Runs candidates through a fast, structured machine built to surface the right schools and credentials, and nothing more.

Watch out for: Elitism by design — structure engineered to reward pedigree efficiently.

You have one real asset, and it's meaningful: genuine structure. Most never build a consistent process, and you have. The hard truth is what you've pointed it at — a fast machine, led by compliance and cost, engineered to surface the right schools and little else. That's elitism by design: the rigour is real, but tuned to reward pedigree efficiently, so capable people without the expected badge are filtered out at speed. The encouraging part is that the fix is a redirection, not a rebuild. Keep the structure; change what it scores. Aim it at demonstrated potential and lead with the human, and the same machine starts widening the field it was built to narrow.

CEPG

The Conveyor Belt

Box-ticks at speed, chases prestigious CVs, hires whoever looks the part on gut, and calls the closed requisition a win.

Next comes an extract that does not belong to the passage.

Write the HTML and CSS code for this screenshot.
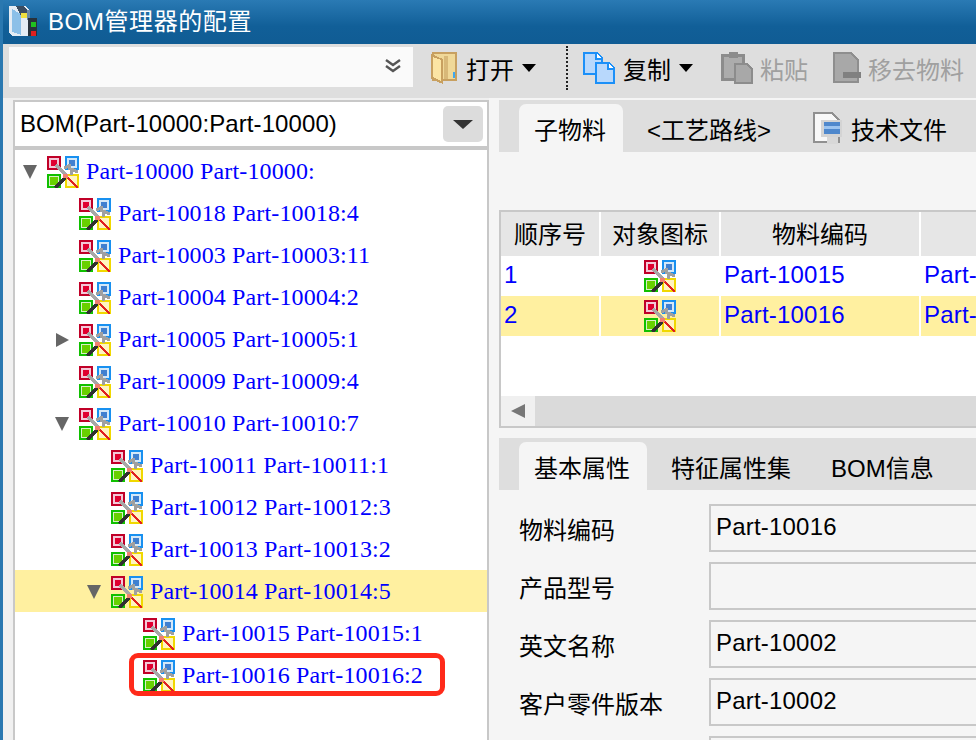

Watch out for: The full house of bias — affinity, halo, pedigree and haste, all unchecked.

This is the most stuck corner of all four axes — compliance-led, driven by speed and cost, chasing prestigious CVs, and deciding on gut. Said with no shame at all: it's simply where inclusive hiring hasn't started yet, and every bit of it is movable. Right now it runs like a conveyor belt, a closed requisition counted as the win, with affinity, halo, pedigree and haste all unchecked — the full house of bias. Nobody transforms this overnight, and trying to is what keeps people frozen. So change one thing. Before the next role, write down what genuinely predicts success in it and score against that. One honest criterion is where the whole journey turns.